- Stated goal
Reproduce only this span: the line containing "Rebuild this screenshot", the line containing "items-center justify-center border-dotted", and every line between them, all exactly as given.

- Supplied data
***

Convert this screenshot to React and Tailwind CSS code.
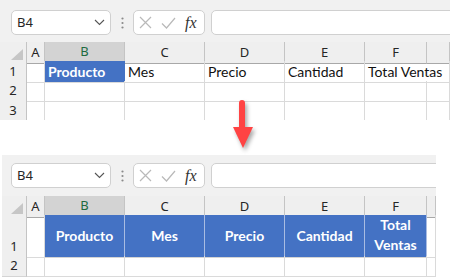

***

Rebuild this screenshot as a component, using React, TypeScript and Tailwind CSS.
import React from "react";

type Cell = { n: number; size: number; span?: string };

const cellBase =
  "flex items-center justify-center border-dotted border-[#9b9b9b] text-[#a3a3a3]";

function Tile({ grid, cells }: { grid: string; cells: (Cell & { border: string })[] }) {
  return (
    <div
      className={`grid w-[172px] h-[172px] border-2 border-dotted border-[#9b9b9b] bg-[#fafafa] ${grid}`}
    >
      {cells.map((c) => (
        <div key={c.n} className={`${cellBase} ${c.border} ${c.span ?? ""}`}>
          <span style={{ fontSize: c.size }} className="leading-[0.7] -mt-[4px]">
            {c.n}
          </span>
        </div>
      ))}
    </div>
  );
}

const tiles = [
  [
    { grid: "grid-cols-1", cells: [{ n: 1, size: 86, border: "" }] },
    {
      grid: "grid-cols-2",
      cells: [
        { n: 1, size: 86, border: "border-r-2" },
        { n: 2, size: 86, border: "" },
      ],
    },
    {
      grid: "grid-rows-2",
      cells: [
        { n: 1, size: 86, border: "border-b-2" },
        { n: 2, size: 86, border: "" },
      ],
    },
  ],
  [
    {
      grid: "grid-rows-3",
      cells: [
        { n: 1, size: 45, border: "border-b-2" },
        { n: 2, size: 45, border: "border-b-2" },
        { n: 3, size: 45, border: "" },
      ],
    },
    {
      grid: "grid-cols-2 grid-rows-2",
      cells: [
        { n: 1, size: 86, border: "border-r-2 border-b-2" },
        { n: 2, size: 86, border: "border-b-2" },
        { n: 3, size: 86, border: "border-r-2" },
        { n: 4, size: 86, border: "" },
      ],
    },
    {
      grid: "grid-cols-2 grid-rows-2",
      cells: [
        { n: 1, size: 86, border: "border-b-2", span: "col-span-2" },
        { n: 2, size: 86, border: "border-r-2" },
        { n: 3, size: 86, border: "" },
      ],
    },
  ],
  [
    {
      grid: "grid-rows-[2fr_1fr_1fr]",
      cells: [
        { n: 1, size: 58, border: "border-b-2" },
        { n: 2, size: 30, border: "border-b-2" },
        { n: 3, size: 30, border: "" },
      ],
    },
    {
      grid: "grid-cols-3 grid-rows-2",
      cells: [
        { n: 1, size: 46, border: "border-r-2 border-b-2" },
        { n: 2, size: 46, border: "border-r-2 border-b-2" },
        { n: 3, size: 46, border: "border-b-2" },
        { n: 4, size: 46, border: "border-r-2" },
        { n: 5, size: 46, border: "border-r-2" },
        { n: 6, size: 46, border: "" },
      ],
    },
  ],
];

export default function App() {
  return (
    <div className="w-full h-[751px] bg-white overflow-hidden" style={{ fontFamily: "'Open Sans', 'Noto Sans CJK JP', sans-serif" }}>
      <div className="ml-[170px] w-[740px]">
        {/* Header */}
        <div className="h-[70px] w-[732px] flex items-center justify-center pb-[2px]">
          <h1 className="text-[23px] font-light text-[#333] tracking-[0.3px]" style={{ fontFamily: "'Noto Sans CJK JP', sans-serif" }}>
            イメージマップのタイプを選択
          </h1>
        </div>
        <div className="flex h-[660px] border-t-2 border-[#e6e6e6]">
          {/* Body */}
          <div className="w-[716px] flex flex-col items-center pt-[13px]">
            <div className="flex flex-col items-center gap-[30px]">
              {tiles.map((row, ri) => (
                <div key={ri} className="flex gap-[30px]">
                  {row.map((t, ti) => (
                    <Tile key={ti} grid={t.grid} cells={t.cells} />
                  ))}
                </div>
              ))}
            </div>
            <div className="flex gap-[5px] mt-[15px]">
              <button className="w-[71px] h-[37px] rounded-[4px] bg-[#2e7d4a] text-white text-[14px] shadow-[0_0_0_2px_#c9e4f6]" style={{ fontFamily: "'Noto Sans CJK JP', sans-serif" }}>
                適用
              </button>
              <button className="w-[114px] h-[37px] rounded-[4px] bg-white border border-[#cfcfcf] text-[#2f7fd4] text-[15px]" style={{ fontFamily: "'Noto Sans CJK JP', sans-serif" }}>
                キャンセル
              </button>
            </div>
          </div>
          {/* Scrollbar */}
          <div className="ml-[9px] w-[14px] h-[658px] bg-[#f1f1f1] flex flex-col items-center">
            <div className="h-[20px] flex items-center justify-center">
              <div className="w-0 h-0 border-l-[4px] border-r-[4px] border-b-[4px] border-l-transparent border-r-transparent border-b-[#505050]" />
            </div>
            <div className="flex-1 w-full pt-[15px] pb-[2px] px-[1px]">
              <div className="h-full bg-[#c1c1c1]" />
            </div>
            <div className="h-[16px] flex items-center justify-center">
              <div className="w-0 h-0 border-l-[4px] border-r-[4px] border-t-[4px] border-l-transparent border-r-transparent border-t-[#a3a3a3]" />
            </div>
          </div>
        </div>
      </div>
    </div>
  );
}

***

- The reply
Rebuild this screenshot as a component, using React, TypeScript and Tailwind CSS.
import React from "react";

type Cell = { n: number; size: number; span?: string };

const cellBase =
  "flex items-center justify-center border-dotted border-[#9b9b9b] text-[#a3a3a3]";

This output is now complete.